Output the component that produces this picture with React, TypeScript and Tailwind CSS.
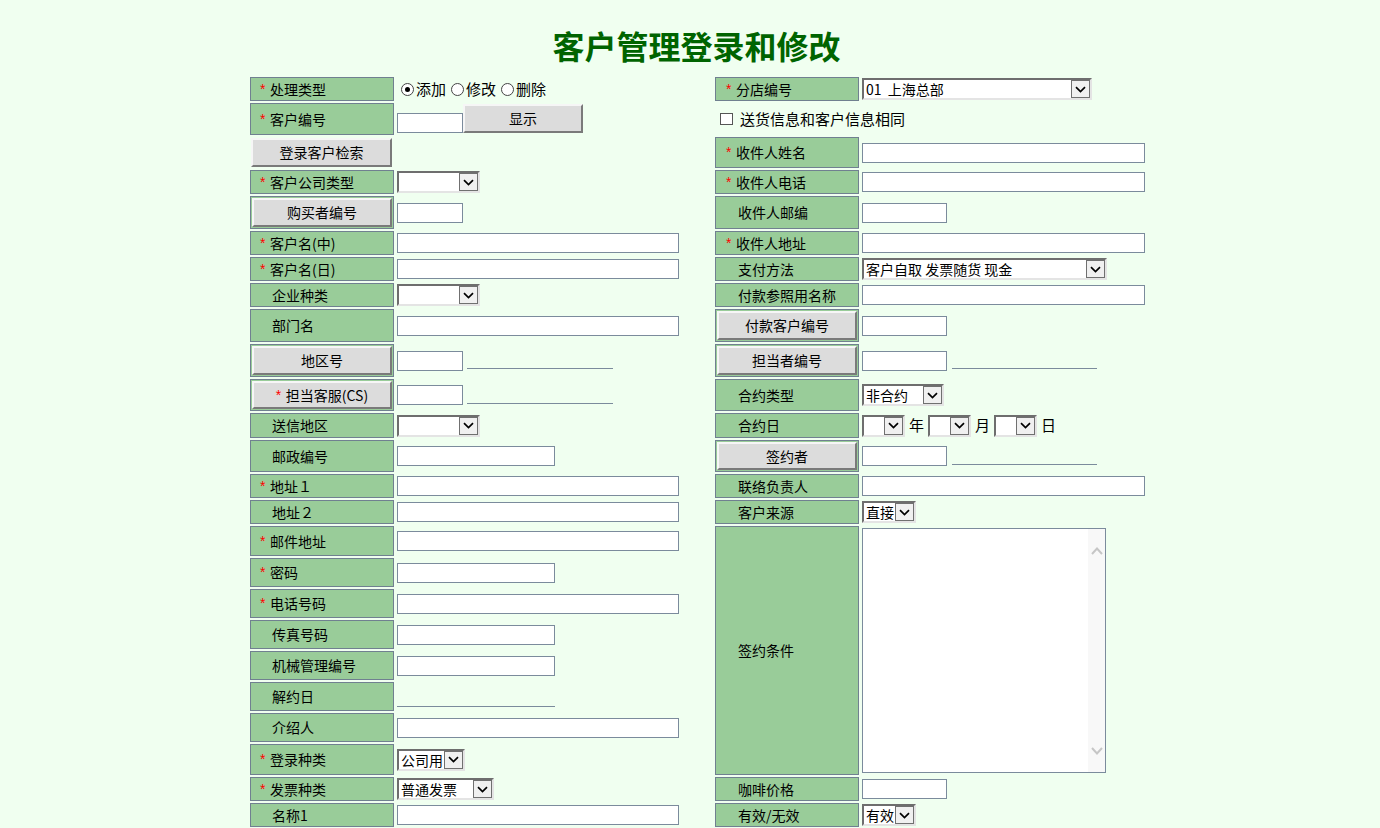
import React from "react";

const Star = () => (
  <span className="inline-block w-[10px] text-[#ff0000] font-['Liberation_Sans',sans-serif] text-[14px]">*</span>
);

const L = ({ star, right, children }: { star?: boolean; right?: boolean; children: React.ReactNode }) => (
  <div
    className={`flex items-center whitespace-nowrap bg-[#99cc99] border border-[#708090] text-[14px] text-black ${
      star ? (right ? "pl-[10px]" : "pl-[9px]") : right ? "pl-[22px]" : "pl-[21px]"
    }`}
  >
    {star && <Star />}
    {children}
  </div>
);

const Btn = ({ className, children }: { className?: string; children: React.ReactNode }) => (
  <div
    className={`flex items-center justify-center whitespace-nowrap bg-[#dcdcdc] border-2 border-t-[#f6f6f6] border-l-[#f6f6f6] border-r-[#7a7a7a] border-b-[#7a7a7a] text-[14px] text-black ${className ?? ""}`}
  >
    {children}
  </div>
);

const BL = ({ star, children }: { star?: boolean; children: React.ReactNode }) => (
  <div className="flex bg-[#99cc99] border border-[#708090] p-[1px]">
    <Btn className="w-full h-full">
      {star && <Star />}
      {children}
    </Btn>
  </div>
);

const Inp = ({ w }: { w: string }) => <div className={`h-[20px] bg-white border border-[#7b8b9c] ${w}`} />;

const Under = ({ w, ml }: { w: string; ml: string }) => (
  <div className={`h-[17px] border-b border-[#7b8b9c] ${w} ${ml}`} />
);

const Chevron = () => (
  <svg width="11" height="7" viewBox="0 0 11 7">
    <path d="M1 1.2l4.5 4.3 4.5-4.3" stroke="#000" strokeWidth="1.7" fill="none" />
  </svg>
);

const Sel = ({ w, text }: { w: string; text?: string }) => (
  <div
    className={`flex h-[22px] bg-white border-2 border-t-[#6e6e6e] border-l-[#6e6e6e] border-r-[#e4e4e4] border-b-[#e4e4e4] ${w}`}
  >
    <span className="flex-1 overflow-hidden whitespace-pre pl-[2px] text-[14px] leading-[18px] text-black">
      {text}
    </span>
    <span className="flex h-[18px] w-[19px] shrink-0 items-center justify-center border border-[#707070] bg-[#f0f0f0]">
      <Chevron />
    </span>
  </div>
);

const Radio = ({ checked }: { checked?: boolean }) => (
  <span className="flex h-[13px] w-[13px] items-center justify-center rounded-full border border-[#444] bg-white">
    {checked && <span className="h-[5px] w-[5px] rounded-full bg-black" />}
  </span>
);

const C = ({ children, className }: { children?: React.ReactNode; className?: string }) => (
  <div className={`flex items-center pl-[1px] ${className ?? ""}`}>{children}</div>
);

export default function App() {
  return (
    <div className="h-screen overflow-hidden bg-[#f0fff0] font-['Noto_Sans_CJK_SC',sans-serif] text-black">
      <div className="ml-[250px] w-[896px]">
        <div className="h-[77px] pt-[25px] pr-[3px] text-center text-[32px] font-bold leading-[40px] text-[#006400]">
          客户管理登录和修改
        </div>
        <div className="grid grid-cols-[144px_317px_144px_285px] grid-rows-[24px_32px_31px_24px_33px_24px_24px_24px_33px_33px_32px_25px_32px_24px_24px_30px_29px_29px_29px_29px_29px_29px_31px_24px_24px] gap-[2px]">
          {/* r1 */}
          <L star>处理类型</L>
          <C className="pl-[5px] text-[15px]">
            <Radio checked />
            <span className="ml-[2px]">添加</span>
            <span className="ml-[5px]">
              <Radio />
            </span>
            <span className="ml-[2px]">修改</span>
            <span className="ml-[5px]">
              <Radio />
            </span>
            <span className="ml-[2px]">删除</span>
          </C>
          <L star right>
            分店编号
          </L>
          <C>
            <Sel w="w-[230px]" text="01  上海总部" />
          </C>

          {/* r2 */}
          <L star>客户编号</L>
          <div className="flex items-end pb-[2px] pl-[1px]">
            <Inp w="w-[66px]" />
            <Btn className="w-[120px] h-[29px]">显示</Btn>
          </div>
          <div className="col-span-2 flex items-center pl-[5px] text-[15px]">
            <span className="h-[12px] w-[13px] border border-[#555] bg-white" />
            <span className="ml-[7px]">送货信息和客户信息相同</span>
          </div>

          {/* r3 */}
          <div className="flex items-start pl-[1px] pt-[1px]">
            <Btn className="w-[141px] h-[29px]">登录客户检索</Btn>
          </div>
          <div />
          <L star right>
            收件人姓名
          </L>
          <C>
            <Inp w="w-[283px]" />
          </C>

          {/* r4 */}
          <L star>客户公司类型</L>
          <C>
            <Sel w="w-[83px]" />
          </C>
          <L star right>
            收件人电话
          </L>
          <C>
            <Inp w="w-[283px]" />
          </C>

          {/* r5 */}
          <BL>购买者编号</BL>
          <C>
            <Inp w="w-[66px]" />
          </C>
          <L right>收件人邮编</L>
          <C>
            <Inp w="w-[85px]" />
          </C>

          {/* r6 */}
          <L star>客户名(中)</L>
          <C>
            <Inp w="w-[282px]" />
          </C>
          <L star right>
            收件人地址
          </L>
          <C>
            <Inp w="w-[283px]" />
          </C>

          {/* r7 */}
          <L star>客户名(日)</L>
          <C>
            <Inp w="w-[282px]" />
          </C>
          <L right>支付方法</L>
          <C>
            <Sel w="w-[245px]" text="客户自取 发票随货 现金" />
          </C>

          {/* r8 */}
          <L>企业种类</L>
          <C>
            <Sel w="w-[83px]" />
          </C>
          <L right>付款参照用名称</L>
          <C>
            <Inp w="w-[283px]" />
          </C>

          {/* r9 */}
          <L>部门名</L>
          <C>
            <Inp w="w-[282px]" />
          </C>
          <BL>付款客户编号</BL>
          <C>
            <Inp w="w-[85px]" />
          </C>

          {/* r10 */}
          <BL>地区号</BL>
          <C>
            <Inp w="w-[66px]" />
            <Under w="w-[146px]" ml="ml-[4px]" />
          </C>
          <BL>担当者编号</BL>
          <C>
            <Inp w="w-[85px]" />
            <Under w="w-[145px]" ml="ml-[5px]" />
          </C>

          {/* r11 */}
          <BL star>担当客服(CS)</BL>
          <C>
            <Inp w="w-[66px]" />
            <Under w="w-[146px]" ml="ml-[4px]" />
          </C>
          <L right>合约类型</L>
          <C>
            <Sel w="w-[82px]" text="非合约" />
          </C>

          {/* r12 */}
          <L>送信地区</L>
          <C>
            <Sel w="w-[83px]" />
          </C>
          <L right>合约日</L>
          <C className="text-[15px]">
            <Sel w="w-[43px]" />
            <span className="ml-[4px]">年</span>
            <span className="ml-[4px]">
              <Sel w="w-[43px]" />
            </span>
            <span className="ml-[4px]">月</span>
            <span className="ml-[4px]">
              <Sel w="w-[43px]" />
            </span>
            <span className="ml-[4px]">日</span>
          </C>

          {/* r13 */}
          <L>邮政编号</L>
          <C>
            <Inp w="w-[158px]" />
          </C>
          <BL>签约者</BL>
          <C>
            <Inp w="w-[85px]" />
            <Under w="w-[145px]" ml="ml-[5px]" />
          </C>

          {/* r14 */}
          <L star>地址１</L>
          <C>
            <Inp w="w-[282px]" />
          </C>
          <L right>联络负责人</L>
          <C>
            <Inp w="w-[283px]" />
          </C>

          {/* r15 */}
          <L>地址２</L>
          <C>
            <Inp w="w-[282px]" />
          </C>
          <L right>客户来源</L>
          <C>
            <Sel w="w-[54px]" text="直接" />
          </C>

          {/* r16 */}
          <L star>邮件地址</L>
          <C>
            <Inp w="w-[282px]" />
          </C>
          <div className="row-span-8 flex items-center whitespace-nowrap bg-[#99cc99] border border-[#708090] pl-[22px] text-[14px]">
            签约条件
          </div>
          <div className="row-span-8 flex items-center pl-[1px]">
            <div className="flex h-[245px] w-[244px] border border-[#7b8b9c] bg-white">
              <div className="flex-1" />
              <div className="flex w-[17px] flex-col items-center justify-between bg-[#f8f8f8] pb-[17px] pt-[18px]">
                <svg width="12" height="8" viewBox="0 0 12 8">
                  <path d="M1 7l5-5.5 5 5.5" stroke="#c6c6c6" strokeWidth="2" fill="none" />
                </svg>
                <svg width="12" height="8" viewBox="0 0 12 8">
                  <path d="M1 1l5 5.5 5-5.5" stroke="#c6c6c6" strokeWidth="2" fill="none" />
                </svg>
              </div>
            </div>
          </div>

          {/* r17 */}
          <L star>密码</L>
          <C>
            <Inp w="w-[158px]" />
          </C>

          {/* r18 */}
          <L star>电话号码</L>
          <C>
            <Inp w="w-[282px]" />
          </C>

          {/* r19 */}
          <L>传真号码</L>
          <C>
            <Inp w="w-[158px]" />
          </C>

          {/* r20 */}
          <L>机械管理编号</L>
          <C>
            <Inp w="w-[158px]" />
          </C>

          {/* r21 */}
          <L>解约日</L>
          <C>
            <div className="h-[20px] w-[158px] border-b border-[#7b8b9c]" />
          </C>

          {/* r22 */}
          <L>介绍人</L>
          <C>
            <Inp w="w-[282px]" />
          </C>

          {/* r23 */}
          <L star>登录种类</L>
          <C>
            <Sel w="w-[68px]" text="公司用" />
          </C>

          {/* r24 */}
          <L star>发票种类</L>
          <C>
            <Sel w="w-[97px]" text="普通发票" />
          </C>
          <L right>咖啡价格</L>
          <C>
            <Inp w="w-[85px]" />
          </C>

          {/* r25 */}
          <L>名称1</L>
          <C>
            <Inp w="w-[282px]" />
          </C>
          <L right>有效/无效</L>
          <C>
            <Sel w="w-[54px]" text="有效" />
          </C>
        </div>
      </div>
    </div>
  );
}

--------------------

## Work to do
Every line that holds the string "React" should be returned.

## Finished task
Output the component that produces this picture with React, TypeScript and Tailwind CSS.
import React from "react";
const L = ({ star, right, children }: { star?: boolean; right?: boolean; children: React.ReactNode }) => (
const Btn = ({ className, children }: { className?: string; children: React.ReactNode }) => (
const BL = ({ star, children }: { star?: boolean; children: React.ReactNode }) => (
const C = ({ children, className }: { children?: React.ReactNode; className?: string }) => (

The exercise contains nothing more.